The Hungarian Reference Speech Database (MRBA) was developed at the Laboratory of Speech Acoustics of of the Budapest University of Technology and Economics (BME) in collaboration with the Institute of Informatics of the University of Szeged . The main goal was to develop a speech database that contains continuous read speech, so that the database can be used for training and testing of PC-based automatic speech recognisers. During the planning of the corpus, we took into consideration the special characteristics of Hungarian language.
Since the Hungarian is an agglutinative language, we needed to create a larger vocabulary in some categories, than it is mandatory. We tried to pay an extra attention to the topic 'phonetically rich sentences and words', to create a phonetically well balanced speech database for text independent speech recognizers. A detailed statistical analysis was prepared to examine the statistics of phonemes, diphones, triphones and syllables.
In this way every speaker had to read 12 different sentences and 12 different words, that had no connection with the sentences. The database contains utterances read by 332 different speakers.

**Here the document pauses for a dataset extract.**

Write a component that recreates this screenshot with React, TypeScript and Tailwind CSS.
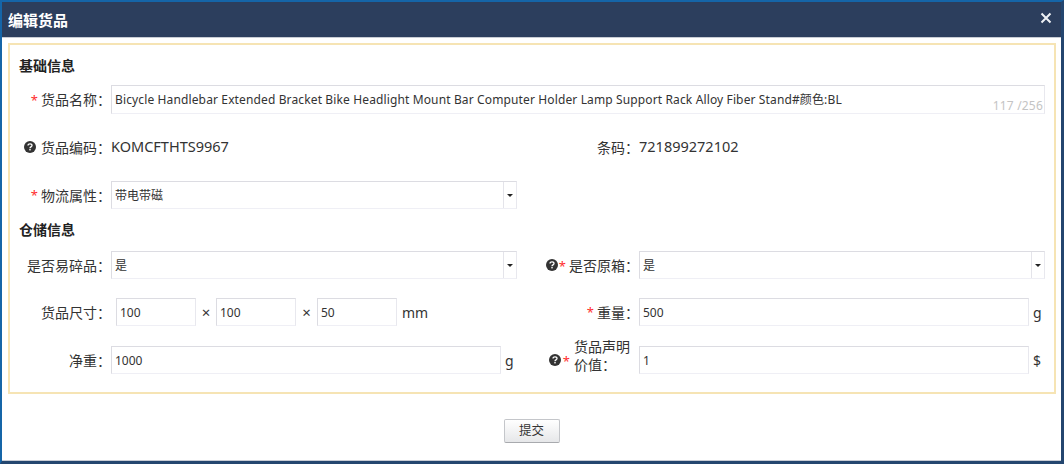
import { ReactNode } from 'react';

const font = 'font-["Noto_Sans","Noto_Sans_CJK_SC",sans-serif]';
const boxClass =
  'h-7 border border-[#dcdce2] border-b-[#efeff5] border-r-[#e8e8ee] bg-white text-[12px] text-[#333] outline-none';

function Help() {
  return (
    <svg width="12" height="12" viewBox="0 0 12 12" className="shrink-0">
      <circle cx="6" cy="6" r="6" fill="#333" />
      <path d="M4 4.600C4 3.500 4.900 2.900 6 2.900s2 .6 2 1.600c0 1.500-2 1.300-2 2.700" fill="none" stroke="#fff" strokeWidth="1.300" />
      <rect x="5.300" y="8" width="1.400" height="1.400" fill="#fff" />
    </svg>
  );
}

function Star() {
  return <span className="text-[13px] leading-[14px] text-[#ff2d2d]">*</span>;
}

function Label({ children, className }: { children: ReactNode; className: string }) {
  return (
    <div className={`flex shrink-0 items-center justify-end text-[14px] text-[#333] ${className}`}>
      {children}
    </div>
  );
}

function Select({ value }: { value: string }) {
  return (
    <div className={`flex w-[406px] shrink-0 items-center ${boxClass}`}>
      <span className="flex-1 pt-px pl-[3px]">{value}</span>
      <span className="flex h-full w-[13px] items-center justify-center border-l border-[#e4e4ea]">
        <span className="h-0 w-0 border-x-[3px] border-t-[3px] border-x-transparent border-t-[#222]" />
      </span>
    </div>
  );
}

function Input({ value, width }: { value: string; width: string }) {
  return <input readOnly value={value} className={`${boxClass} ${width} shrink-0 px-[3px]`} />;
}

export default function App() {
  return (
    <div className={`flex h-[464px] w-[1064px] flex-col overflow-hidden border-t-2 border-r-[3px] border-b-[3px] border-l-2 border-t-[#1565a8] border-r-[#24466f] border-b-[#24466f] border-l-[#1565a8] bg-white ${font}`}>
      <div className="flex h-[36px] shrink-0 items-center justify-between border-b border-[#c8ccd4] bg-[#2c3e5d] pl-[6px] pr-[9px]">
        <span className="pt-px text-[15px] font-bold text-white">编辑货品</span>
        <svg width="12" height="12" viewBox="0 0 12 12" className="mb-[4px]">
          <path d="M1.500 1.500l9 9M10.500 1.500l-9 9" stroke="#eef1f5" strokeWidth="2" />
        </svg>
      </div>

      <div className="mt-[5px] mr-[5px] ml-[6px] flex h-[351px] shrink-0 flex-col border-2 border-[#f6e4b4] px-[9px]">
        <h3 className="mt-[11px] h-[20px] text-[14px] leading-[20px] font-bold text-[#222]">基础信息</h3>

        <div className="mt-[9px] flex items-center">
          <Label className="w-[92px] gap-[3px]"><Star />货品名称：</Label>
          <div className={`relative flex h-[29px] w-[934px] items-center pl-[3px] tracking-[0.13px] ${boxClass}`}>
            Bicycle Handlebar Extended Bracket Bike Headlight Mount Bar Computer Holder Lamp Support Rack Alloy Fiber Stand#颜色:BL
            <span className="absolute right-[1px] bottom-0 text-[12px] leading-[14px] tracking-[0.2px] text-[#c4c4c4]">117 /256</span>
          </div>
        </div>

        <div className="mt-[19px] flex h-[28px] items-center">
          <Label className="w-[92px] gap-[5px]"><Help />货品编码：</Label>
          <span className="text-[14.500px] text-[#333]">KOMCFTHTS9967</span>
          <span className="ml-auto text-[14px] text-[#333]">条码：</span>
          <span className="w-[406px] text-[14.500px] text-[#333]">721899272102</span>
        </div>

        <div className="mt-[20px] flex items-center">
          <Label className="w-[92px] gap-[3px]"><Star />物流属性：</Label>
          <Select value="带电带磁" />
        </div>

        <h3 className="mt-[11px] h-[20px] text-[14px] leading-[20px] font-bold text-[#222]">仓储信息</h3>

        <div className="mt-[11px] flex items-center">
          <Label className="w-[92px]">是否易碎品：</Label>
          <Select value="是" />
          <Label className="w-[122px]"><Help /><span className="ml-[1px]"><Star /></span><span className="ml-[3px]">是否原箱：</span></Label>
          <Select value="是" />
        </div>

        <div className="mt-[19px] flex items-center">
          <Label className="w-[92px]">货品尺寸：</Label>
          <Input value="100" width="ml-[5px] w-[80px]" />
          <span className="w-[20px] text-center text-[15px] text-[#333]">×</span>
          <Input value="100" width="w-[80px]" />
          <span className="w-[21px] text-center text-[15px] text-[#333]">×</span>
          <Input value="50" width="w-[80px]" />
          <span className="ml-[5px] text-[14px] text-[#333]">mm</span>
          <Label className="ml-auto gap-[3px]"><Star />重量：</Label>
          <Input value="500" width="w-[390px]" />
          <span className="ml-[4px] w-[12px] text-[14px] text-[#333]">g</span>
        </div>

        <div className="mt-[20px] flex items-center">
          <Label className="w-[92px]">净重：</Label>
          <Input value="1000" width="w-[390px]" />
          <span className="ml-[4px] w-[17px] text-[14px] text-[#333]">g</span>
          <div className="flex w-[117px] shrink-0 items-center justify-end pr-[8px]">
            <Help /><span className="ml-[2px]"><Star /></span>
            <span className="-mt-[8px] ml-[4px] w-[57px] text-[14px] leading-[18px] text-[#333]">货品声明价值：</span>
          </div>
          <Input value="1" width="w-[390px]" />
          <span className="ml-[4px] text-[14px] text-[#333]">$</span>
        </div>
      </div>

      <div className="flex flex-1 justify-center border-b border-[#c8ccd4] pt-[25px]">
        <button className="h-[24px] w-[56px] rounded-[2px] border border-[#c4c6ca] border-b-[#a8aaae] bg-gradient-to-b from-white to-[#e6e7e9] text-[12.500px] text-[#333]">
          提交
        </button>
      </div>
    </div>
  );
}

The utterances were recorded in acoustically different locationas, such as office, laboratories, home. The database contains utterances recorded simultaneously with two different systems. One of these systems was considered the reference system. This reference system contained a laptop, an external sound card and a good quality condeser microphone. The reference system was unchanged until the database was finished. In case of the other system, we changed the microphones, sound cards, PC-s.
To cover the dialects spoken in Hungary, we made records in four different locations of the country and we took into consideration the gender and age of speakers, so the database has balanced distribution over gender, age and dialects.
Every spoken utterance has been labeled, so every wave (16kHz, 16bit, mono) file has a label file, which contains informations about the parameters of the record and the ortographical transcription of the spoken material. Almost one third of the database (100 speakers' utterances) was manually segmentated and labelled at phoneme level, using SAMPA codes.